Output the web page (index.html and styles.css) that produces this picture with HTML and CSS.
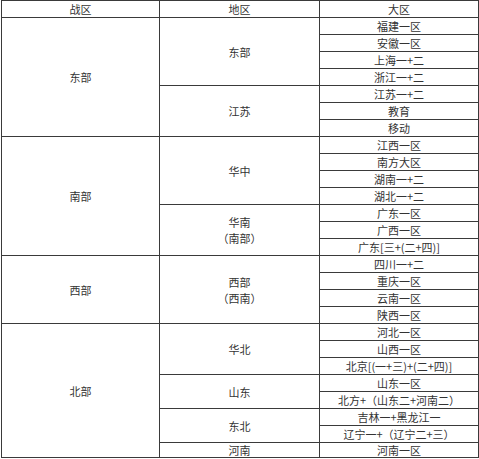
FILE: index.html
```html
<!DOCTYPE html>
<html lang="zh-CN">
<head>
<meta charset="utf-8">
<title>战区</title>
<link rel="stylesheet" href="styles.css">
</head>
<body>
<table class="grid">
  <colgroup>
    <col class="c1">
    <col class="c2">
    <col class="c3">
  </colgroup>
  <thead>
    <tr><th>战区</th><th>地区</th><th>大区</th></tr>
  </thead>
  <tbody>
    <tr><td rowspan="7">东部</td><td rowspan="4">东部</td><td>福建一区</td></tr>
    <tr><td>安徽一区</td></tr>
    <tr><td>上海一+二</td></tr>
    <tr><td>浙江一+二</td></tr>
    <tr><td rowspan="3">江苏</td><td>江苏一+二</td></tr>
    <tr><td>教育</td></tr>
    <tr><td>移动</td></tr>

    <tr><td rowspan="7">南部</td><td rowspan="4">华中</td><td>江西一区</td></tr>
    <tr><td>南方大区</td></tr>
    <tr><td>湖南一+二</td></tr>
    <tr><td>湖北一+二</td></tr>
    <tr><td rowspan="3">华南<br>（南部）</td><td>广东一区</td></tr>
    <tr><td>广西一区</td></tr>
    <tr><td>广东[三+(二+四)]</td></tr>

    <tr><td rowspan="4">西部</td><td rowspan="4">西部<br>（西南）</td><td>四川一+二</td></tr>
    <tr><td>重庆一区</td></tr>
    <tr><td>云南一区</td></tr>
    <tr><td>陕西一区</td></tr>

    <tr><td rowspan="8">北部</td><td rowspan="3">华北</td><td>河北一区</td></tr>
    <tr><td>山西一区</td></tr>
    <tr><td>北京[(一+三)+(二+四)]</td></tr>
    <tr><td rowspan="2">山东</td><td>山东一区</td></tr>
    <tr><td>北方+（山东二+河南二）</td></tr>
    <tr><td rowspan="2">东北</td><td>吉林一+黑龙江一</td></tr>
    <tr><td>辽宁一+（辽宁二+三）</td></tr>
    <tr class="last"><td>河南</td><td>河南一区</td></tr>
  </tbody>
</table>
</body>
</html>
```

FILE: styles.css
```css
html, body {
  margin: 0;
  padding: 0;
  background: #ffffff;
}

body {
  padding: 0 0 0 1px;
  font-family: "Noto Sans CJK SC", "Noto Sans", sans-serif;
  font-size: 11px;
  color: #333333;
}

.grid {
  border-collapse: collapse;
  table-layout: fixed;
  width: 477px;
}

.c1 { width: 158px; }
.c2 { width: 160px; }
.c3 { width: 159px; }

.grid th,
.grid td {
  border: 1px solid #3a3a3a;
  padding: 0;
  height: 16px;
  line-height: 16px;
  text-align: center;
  vertical-align: middle;
  font-weight: normal;
  white-space: nowrap;
}

.grid .last td {
  height: 14px;
  line-height: 14px;
}
```
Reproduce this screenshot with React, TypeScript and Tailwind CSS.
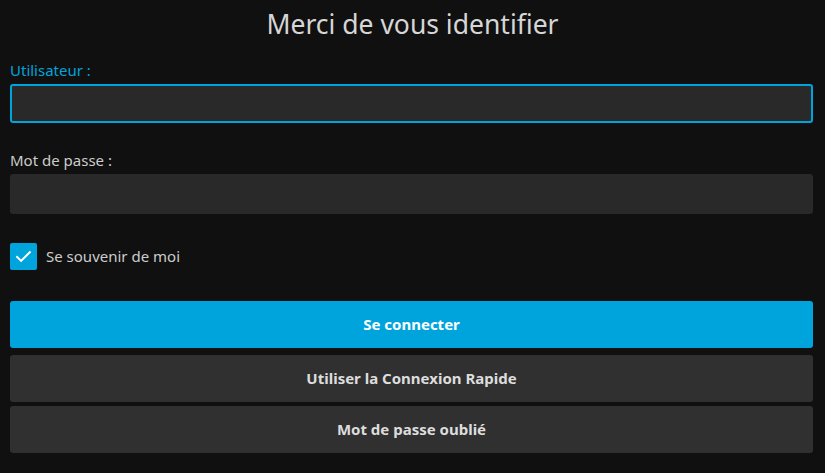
import React from "react";

export default function App() {
  return (
    <div
      className="w-[825px] h-[473px] bg-[#101010] text-[#dddddd] overflow-hidden"
      style={{ fontFamily: '"Noto Sans", sans-serif' }}
    >
      <h1 className="text-center text-[26.5px] font-normal leading-[1] pt-[11px] text-[#d6d6d6]">
        Merci de vous identifier
      </h1>
      <div className="px-[10px] pt-[22px]">
        <label className="block text-[15px] leading-[20px] text-[#00a4dc]">Utilisateur :</label>
        <div className="mt-[4px] h-[39px] w-[803px] rounded-[3px] border-2 border-[#00a4dc] bg-[#292929]" />
        <label className="block mt-[27px] text-[15px] leading-[20px] text-[#cccccc]">Mot de passe :</label>
        <div className="mt-[4px] h-[40px] w-[803px] rounded-[3px] bg-[#292929]" />
        <div className="mt-[29px] flex items-center gap-[9px]">
          <div className="w-[27px] h-[27px] rounded-[2px] bg-[#00a4dc] flex items-center justify-center">
            <svg width="19" height="19" viewBox="0 0 24 24" fill="none" stroke="white" strokeWidth="2.6" strokeLinecap="square">
              <path d="M4 12.5l5 5L20 6.5" />
            </svg>
          </div>
          <span className="text-[15px] text-[#cccccc]">Se souvenir de moi</span>
        </div>
        <div className="mt-[31px] flex flex-col">
          <button className="h-[47px] w-[803px] rounded-[3px] bg-[#00a4dc] text-white text-[15px] font-bold">
            Se connecter
          </button>
          <button className="mt-[7px] h-[47px] w-[803px] rounded-[3px] bg-[#303030] text-[#dddddd] text-[15px] font-bold">
            Utiliser la Connexion Rapide
          </button>
          <button className="mt-[4px] h-[47px] w-[803px] rounded-[3px] bg-[#303030] text-[#dddddd] text-[15px] font-bold">
            Mot de passe oublié
          </button>
        </div>
      </div>
    </div>
  );
}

┄┄┄┄┄┄

Copy out each line of the records where the string "styles" appears.

Result for this exercise »
Output the web page (index.html and styles.css) that produces this picture with HTML and CSS.
<link rel="stylesheet" href="styles.css">
FILE: styles.css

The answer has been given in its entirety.